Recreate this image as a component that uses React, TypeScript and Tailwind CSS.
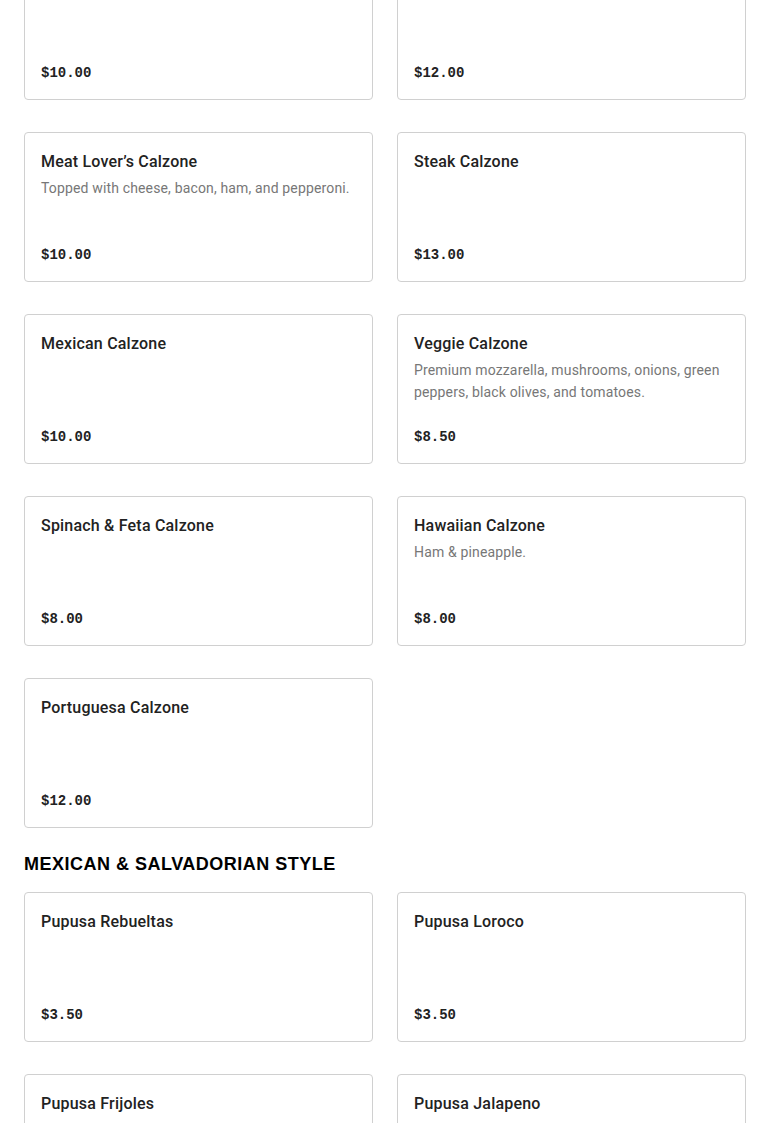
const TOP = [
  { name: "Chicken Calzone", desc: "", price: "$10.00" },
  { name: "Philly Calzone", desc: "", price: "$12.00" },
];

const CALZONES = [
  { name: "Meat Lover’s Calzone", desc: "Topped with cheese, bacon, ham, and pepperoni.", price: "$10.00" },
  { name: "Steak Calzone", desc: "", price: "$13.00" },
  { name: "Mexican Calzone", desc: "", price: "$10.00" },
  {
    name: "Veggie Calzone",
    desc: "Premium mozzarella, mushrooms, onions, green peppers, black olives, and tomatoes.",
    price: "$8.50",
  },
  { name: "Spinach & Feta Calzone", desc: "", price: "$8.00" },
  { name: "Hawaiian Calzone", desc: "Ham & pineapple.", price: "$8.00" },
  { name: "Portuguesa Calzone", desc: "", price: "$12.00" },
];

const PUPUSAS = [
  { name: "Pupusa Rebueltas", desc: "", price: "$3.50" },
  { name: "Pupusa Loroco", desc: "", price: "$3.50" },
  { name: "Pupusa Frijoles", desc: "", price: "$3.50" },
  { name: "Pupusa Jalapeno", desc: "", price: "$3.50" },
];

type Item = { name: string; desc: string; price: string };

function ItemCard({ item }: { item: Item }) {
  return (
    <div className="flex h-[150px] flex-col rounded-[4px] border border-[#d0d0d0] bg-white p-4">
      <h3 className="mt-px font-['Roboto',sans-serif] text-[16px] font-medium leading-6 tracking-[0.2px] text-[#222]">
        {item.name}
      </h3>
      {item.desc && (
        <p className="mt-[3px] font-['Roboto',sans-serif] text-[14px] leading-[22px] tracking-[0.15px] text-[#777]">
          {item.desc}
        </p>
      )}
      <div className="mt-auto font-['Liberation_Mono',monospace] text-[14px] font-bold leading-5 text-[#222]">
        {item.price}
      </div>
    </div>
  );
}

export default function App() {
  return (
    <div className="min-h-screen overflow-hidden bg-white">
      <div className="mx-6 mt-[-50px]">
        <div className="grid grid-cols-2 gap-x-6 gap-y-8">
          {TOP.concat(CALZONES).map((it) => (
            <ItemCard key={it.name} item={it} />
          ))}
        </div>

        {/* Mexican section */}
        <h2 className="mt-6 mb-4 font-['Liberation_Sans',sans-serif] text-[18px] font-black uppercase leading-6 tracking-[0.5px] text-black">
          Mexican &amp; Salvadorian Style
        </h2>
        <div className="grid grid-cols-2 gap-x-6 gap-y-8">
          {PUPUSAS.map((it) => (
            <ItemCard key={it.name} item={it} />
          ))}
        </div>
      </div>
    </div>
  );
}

=-=-=-=-=

WRITTEN TASK: The lines from the top of the data above through the one holding "string; desc: string;" are to be repeated exactly, and only those, with no pictures.

EXERCISE SOLUTION:
Recreate this image as a component that uses React, TypeScript and Tailwind CSS.
const TOP = [
  { name: "Chicken Calzone", desc: "", price: "$10.00" },
  { name: "Philly Calzone", desc: "", price: "$12.00" },
];

const CALZONES = [
  { name: "Meat Lover’s Calzone", desc: "Topped with cheese, bacon, ham, and pepperoni.", price: "$10.00" },
  { name: "Steak Calzone", desc: "", price: "$13.00" },
  { name: "Mexican Calzone", desc: "", price: "$10.00" },
  {
    name: "Veggie Calzone",
    desc: "Premium mozzarella, mushrooms, onions, green peppers, black olives, and tomatoes.",
    price: "$8.50",
  },
  { name: "Spinach & Feta Calzone", desc: "", price: "$8.00" },
  { name: "Hawaiian Calzone", desc: "Ham & pineapple.", price: "$8.00" },
  { name: "Portuguesa Calzone", desc: "", price: "$12.00" },
];

const PUPUSAS = [
  { name: "Pupusa Rebueltas", desc: "", price: "$3.50" },
  { name: "Pupusa Loroco", desc: "", price: "$3.50" },
  { name: "Pupusa Frijoles", desc: "", price: "$3.50" },
  { name: "Pupusa Jalapeno", desc: "", price: "$3.50" },
];

type Item = { name: string; desc: string; price: string };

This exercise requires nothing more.